L’épargne retraite, composée de nombreux produits, peut parfois être inintelligible et ressembler à un véritable maquis. Afin de renforcer l’information des bénéficiaires, la proposition de loi prévoit de confier une nouvelle mission d’information à un groupement d’intérêt public, Union Retraite. Ce groupement mettrait à la disposition des assurés des informations relatives à l’existence des contrats de retraite supplémentaire qu’ils détiennent ou qu’ils sont susceptibles de détenir. Pour ce faire, un répertoire sera créé, au sein duquel les gestionnaires de produits d’épargne retraite supplémentaire verseront des informations concernant les bénéficiaires des contrats. Le groupement indiquera ainsi à l’assuré, au travers du site Info retraite, l’existence du ou des produits souscrits à son nom. Le compte retraite individuel numérique, accessible via le portail Info retraite, sera ainsi enrichi des informations sur les régimes de retraite supplémentaire. Les professionnels chargés de gérer les plans d’épargne retraite devront assurer la prise en charge de ce service en ligne.
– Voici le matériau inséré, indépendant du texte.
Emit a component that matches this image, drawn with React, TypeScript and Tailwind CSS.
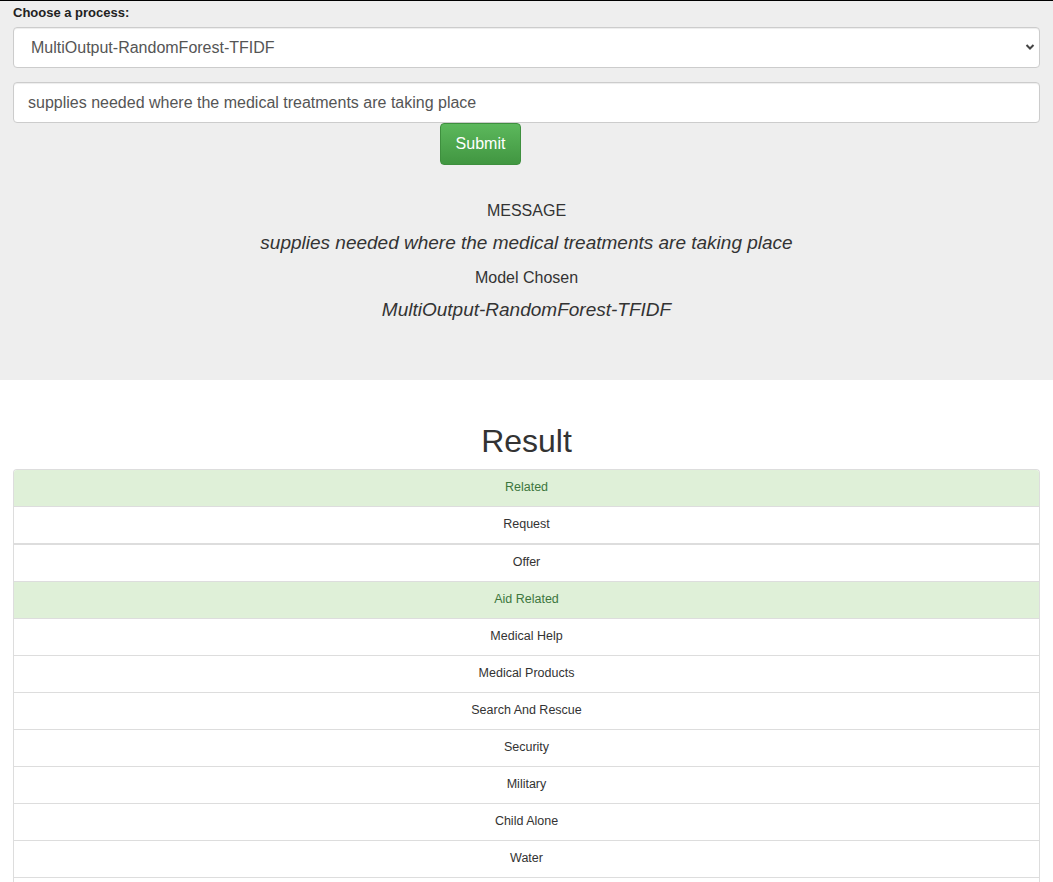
const categories = [
  { name: 'Related', hit: true },
  { name: 'Request', hit: false },
  { name: 'Offer', hit: false },
  { name: 'Aid Related', hit: true },
  { name: 'Medical Help', hit: false },
  { name: 'Medical Products', hit: false },
  { name: 'Search And Rescue', hit: false },
  { name: 'Security', hit: false },
  { name: 'Military', hit: false },
  { name: 'Child Alone', hit: false },
  { name: 'Water', hit: false },
  { name: 'Food', hit: false },
]

export default function App() {
  const message = 'supplies needed where the medical treatments are taking place'
  const model = 'MultiOutput-RandomForest-TFIDF'

  return (
    <div className="min-h-screen bg-white text-[#333] font-['Liberation_Sans',Arial,sans-serif]">
      <div className="bg-[#eeeeee] border-t border-black h-[380px] px-[13px]">
        <label className="block pt-[3px] text-[13px] font-bold leading-[18px] text-[#222]">Choose a process:</label>

        <div className="mt-[5px] relative">
          <select
            defaultValue={model}
            className="w-full h-[41px] appearance-none bg-white border border-[#ccc] rounded-[4px] pl-[17px] pr-8 text-[16px] text-[#555] shadow-[inset_0_1px_1px_rgba(0,0,0,0.075)] outline-none"
          >
            <option>{model}</option>
          </select>
          <svg
            className="absolute right-[5px] top-[16px] pointer-events-none"
            width="10"
            height="8"
            viewBox="0 0 10 8"
          >
            <path d="M1.5 2 L5 5.5 L8.5 2" stroke="#444" strokeWidth="2" fill="none" />
          </svg>
        </div>

        <input
          defaultValue={message}
          className="block w-full mt-[14px] h-[41px] bg-white border border-[#ccc] rounded-[4px] px-[14px] text-[16px] text-[#555] shadow-[inset_0_1px_1px_rgba(0,0,0,0.075)] outline-none"
        />

        <button className="ml-[427px] h-[42px] w-[81px] rounded-[4px] border border-[#3e8f3e] bg-gradient-to-b from-[#5cb85c] to-[#419641] text-white text-[16px]">
          Submit
        </button>

        <div className="mt-[35px] flex flex-col items-center">
          <p className="text-[16px] leading-[22px]">MESSAGE</p>
          <p className="mt-[9px] text-[19px] italic leading-[24px]">{message}</p>
          <p className="mt-[12px] text-[16px] leading-[22px]">Model Chosen</p>
          <p className="mt-[9px] text-[19px] italic leading-[24px]">{model}</p>
        </div>
      </div>

      <div className="px-[13px]">
        <h1 className="pt-[41px] text-center text-[32px] leading-[40px] text-[#333]">Result</h1>
        <div className="mt-[8px] border-x border-t border-[#ddd] rounded-t-[4px] overflow-hidden">
          {categories.map((c, i) => (
            <div
              key={c.name}
              className={`flex items-center justify-center pb-[1px] text-[12.5px] ${
                i === 1 ? 'h-[38px] border-b-2' : 'h-[37px] border-b'
              } border-[#ddd] ${c.hit ? 'bg-[#dff0d8] text-[#3c763d]' : 'bg-white text-[#333]'}`}
            >
              {c.name}
            </div>
          ))}
        </div>
      </div>
    </div>
  )
}
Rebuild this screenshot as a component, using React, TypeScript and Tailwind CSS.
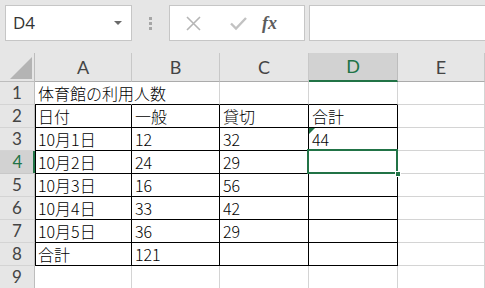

Permettez-moi, à cet instant, un aparté sur l’illectronisme. Une mission d’information sénatoriale sur ce sujet a publié très récemment un rapport qui révèle que la dématérialisation généralisée des services publics laisse trois Français sur cinq sur le bord de la route, tant les démarches administratives en ligne sont complexes. Au moins 14 millions de Français ne maîtrisent pas les usages du numérique. C’est plus particulièrement le cas des retraités. Attention donc, madame la secrétaire d’État, à cette fracture numérique, qui est une réalité. Peut-être faudrait-il prévoir davantage de formation, notamment pour accompagner les retraités.

Enfin, je salue la volonté de la commission des affaires sociales de veiller à la protection des données personnelles afin de garantir à l’assuré le respect de sa vie privée.

Le système, tel qu’il a été pensé, permettra sans aucun doute de lutter contre la déshérence des contrats. C’est pourquoi je voterai cette proposition de loi.